Our AAA driver Robert arrived as promised at 1:03 p.m., and was a prince. He ordered us inside the cab to warm up while he dealt with the bikes. He figured out how to get us back to Battery Park while avoiding streets closed due to the bike tour, and assured us he’d help us find a bike drop off spot when we went to the wrong place.
“How are you going to get to your car from the bike drop-off?” he asked.
“I hate to break this to you Robert, but I was hoping you would give us a ride,” I said.
What a guy. Robert, who’s been a AAA driver for about 14 years, told us to relax, that he’d take us to our car after we dropped off the broken e-bike. And he did, delivering us to the parking garage near Battery Park where we we set off with such high hopes about six hours earlier.
I’ve since learned that I’m one of six cyclists whose rental bikes got flats on Sunday. I’ve also learned that there were far fewer bike mechanics at Sunday’s event than there should have been.
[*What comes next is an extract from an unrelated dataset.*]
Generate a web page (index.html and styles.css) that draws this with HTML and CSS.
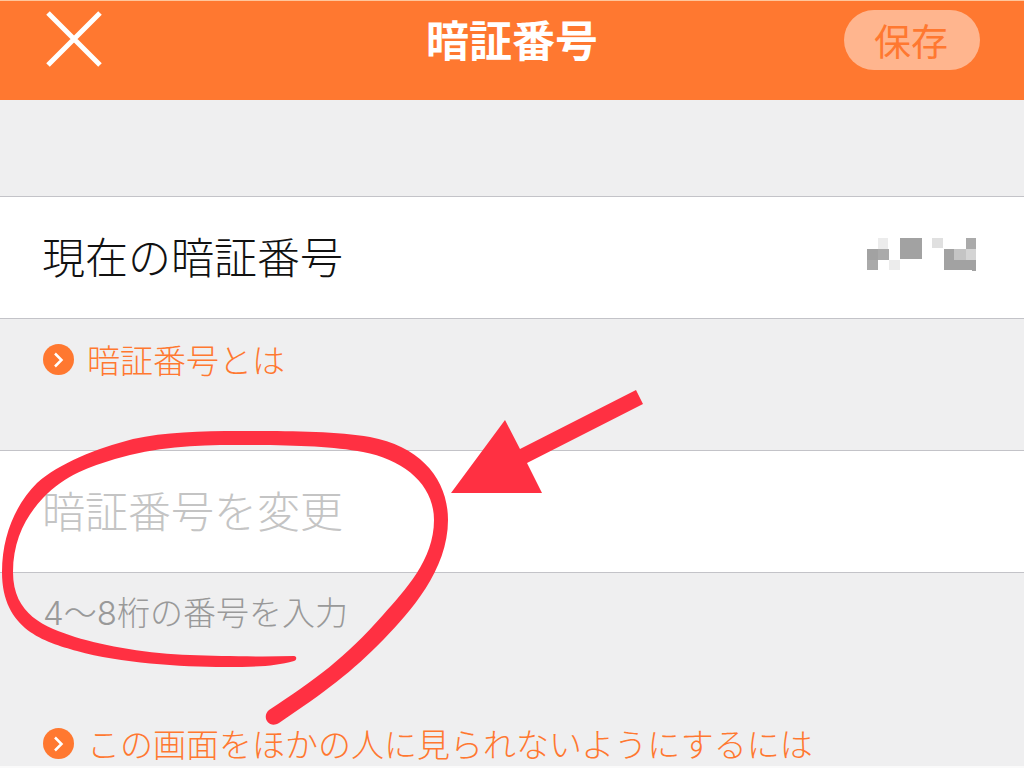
FILE: index.html
```html
<!DOCTYPE html>
<html lang="ja">

<head>
    <meta charset="UTF-8">
    <meta name="viewport" content="width=device-width, initial-scale=1.0">
    <title>暗証番号</title>
    <link rel="stylesheet" href="styles.css">
</head>

<body>
    <header class="header">
        <button class="close-button" type="button" aria-label="閉じる">
            <svg width="56" height="56" viewBox="0 0 56 56">
                <path d="M2 2L54 54M54 2L2 54" stroke="#fff" stroke-width="5" />
            </svg>
        </button>
        <h1 class="title">暗証番号</h1>
        <button class="save-button" type="submit" form="pin-form">保存</button>
    </header>

    <form id="pin-form" class="pin-form">
        <div class="row">
            <span class="label">現在の暗証番号</span>
            <!-- hidden number -->
            <svg class="mosaic" width="112" height="36" viewBox="0 0 112 36">
                <path fill="#ececec" d="M12 1h10v11H12zM23 23h11v10H23z" />
                <path fill="#e0e0e0" d="M66 1h11v10H66z" />
                <path fill="#a2a2a2" d="M1 12h11v11H1zM34 1h22v21H34zM78 12h10v11h22v10H78z" />
                <path fill="#aaaaaa" d="M12 12h11v11H12zM1 23h11v10H1zM100 1h10v11h-10z" />
                <path fill="#c4c4c4" d="M88 12h12v11H88z" />
                <path fill="#d4d4d4" d="M100 12h10v11h-10z" />
                <path fill="#a2a2a2" d="M106 33h4v1h-4z" />
            </svg>
        </div>

        <div class="note">
            <a class="help-link" href="#about">
                <svg width="31" height="31" viewBox="0 0 31 31">
                    <circle cx="15.5" cy="15.5" r="15.5" fill="#ff7830" />
                    <path d="M12 9.5L18.5 16L12 22.5" fill="none" stroke="#fff" stroke-width="2.5" />
                </svg>
                暗証番号とは
            </a>
        </div>

        <div class="row">
            <input class="pin-input" type="text" inputmode="numeric" maxlength="8" placeholder="暗証番号を変更"
                aria-label="暗証番号を変更" aria-describedby="pin-hint">
        </div>

        <div class="note note-last">
            <p id="pin-hint" class="hint">4〜8桁の番号を入力</p>
            <a class="help-link" href="#privacy">
                <svg width="31" height="31" viewBox="0 0 31 31">
                    <circle cx="15.5" cy="15.5" r="15.5" fill="#ff7830" />
                    <path d="M12 9.5L18.5 16L12 22.5" fill="none" stroke="#fff" stroke-width="2.5" />
                </svg>
                この画面をほかの人に見られないようにするには
            </a>
        </div>
    </form>

    <!-- red circle and arrow drawn over the form -->
    <svg class="marker" width="660" height="740" viewBox="0 0 660 740" aria-hidden="true">
        <path d="M294 656C260 657 220 656 190 655C150 654 105 646 75 637C45 627 13 615 13 572
            C13 540 26 516 43 498C66 474 90 467 115 459C155 447 195 445 235 445
            C290 445 330 446 363 452C405 460 434 485 434 520C434 560 405 590 383 615
            C345 658 315 680 269 710C261 717 269 729 279 723C325 692 352 672 384 639
            C410 612 448 570 448 520C448 480 422 447 370 437C335 431 285 431 240 431
            C200 431 165 432 133 439C95 449 60 463 37 483C16 504 2 535 2 572
            C2 630 45 642 77 651C120 663 180 667 225 667C260 667 275 666 294 661
            C297 660 297 656 294 656Z" />
        <path d="M636 390L643 404L527 463L542 493L451 493L505 420L520 449Z" />
    </svg>
</body>

</html>
```

FILE: styles.css
```css
* {
    box-sizing: border-box;
}

body {
    margin: 0;
    min-height: 100vh;
    background-color: #efeff0;
    font-family: 'Noto Sans CJK JP', sans-serif;
    font-weight: 300;
    color: #111;
}

button {
    border: none;
    padding: 0;
    font-family: inherit;
    cursor: pointer;
}

.header {
    display: grid;
    grid-template-columns: 1fr auto 1fr;
    align-items: start;
    height: 100px;
    padding: 9px 44px 0;
    border-top: 1px solid #ffc69c;
    background-color: #ff7830;
}

.close-button {
    justify-self: start;
    height: 56px;
    padding: 1px 0 0 2px;
    background: none;
}

.close-button svg {
    display: block;
}

.title {
    margin: 0;
    font-size: 43px;
    font-weight: 700;
    line-height: 56px;
    color: #fff;
}

.save-button {
    justify-self: end;
    width: 136px;
    height: 60px;
    padding-right: 2px;
    border-radius: 30px;
    background-color: #ffb58e;
    color: #ff7830;
    font-size: 37px;
    font-weight: 400;
    line-height: 60px;
}

.pin-form {
    padding-top: 96px;
}

.row {
    display: flex;
    align-items: center;
    justify-content: space-between;
    height: 123px;
    padding: 0 46px 6px 42px;
    border-top: 1px solid #c3c3c8;
    border-bottom: 1px solid #c3c3c8;
    background-color: #fff;
}

.label,
.pin-input {
    font-size: 43px;
    line-height: 64px;
}

.pin-input {
    width: 100%;
    padding: 0;
    border: none;
    outline: none;
    background: none;
    font-family: inherit;
    font-weight: inherit;
    color: #111;
}

.pin-input::placeholder {
    color: #c4c4c4;
    opacity: 1;
}

.note {
    height: 131px;
    padding: 16px 43px 0;
}

.note-last {
    height: auto;
    border-bottom: 2px solid #fafafa;
}

.help-link {
    display: flex;
    align-items: center;
    gap: 13px;
    font-size: 33px;
    line-height: 48px;
    color: #ff7830;
    text-decoration: none;
}

.hint {
    margin: 0 0 84px;
    font-family: Inter, 'Noto Sans CJK JP', sans-serif;
    font-size: 33px;
    line-height: 48px;
    color: #999;
}

.note-last .help-link {
    line-height: 45px;
}

.marker {
    position: absolute;
    top: 0;
    left: 0;
    fill: #ff3042;
    pointer-events: none;
}
```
An Unlimited Biking manager told me that there are supposed to be bike mechanics every quarter-mile to help stranded riders. I saw only two or three bike mechanic stations during our ride.
I demanded a full refund for my $330 rental, but got only $100 back and the offer of a free e-bike in next year’s event. I didn’t plan to ride next year, but I guess I’m doing it now. And you can bet I’m going to bring my AAA card just in case.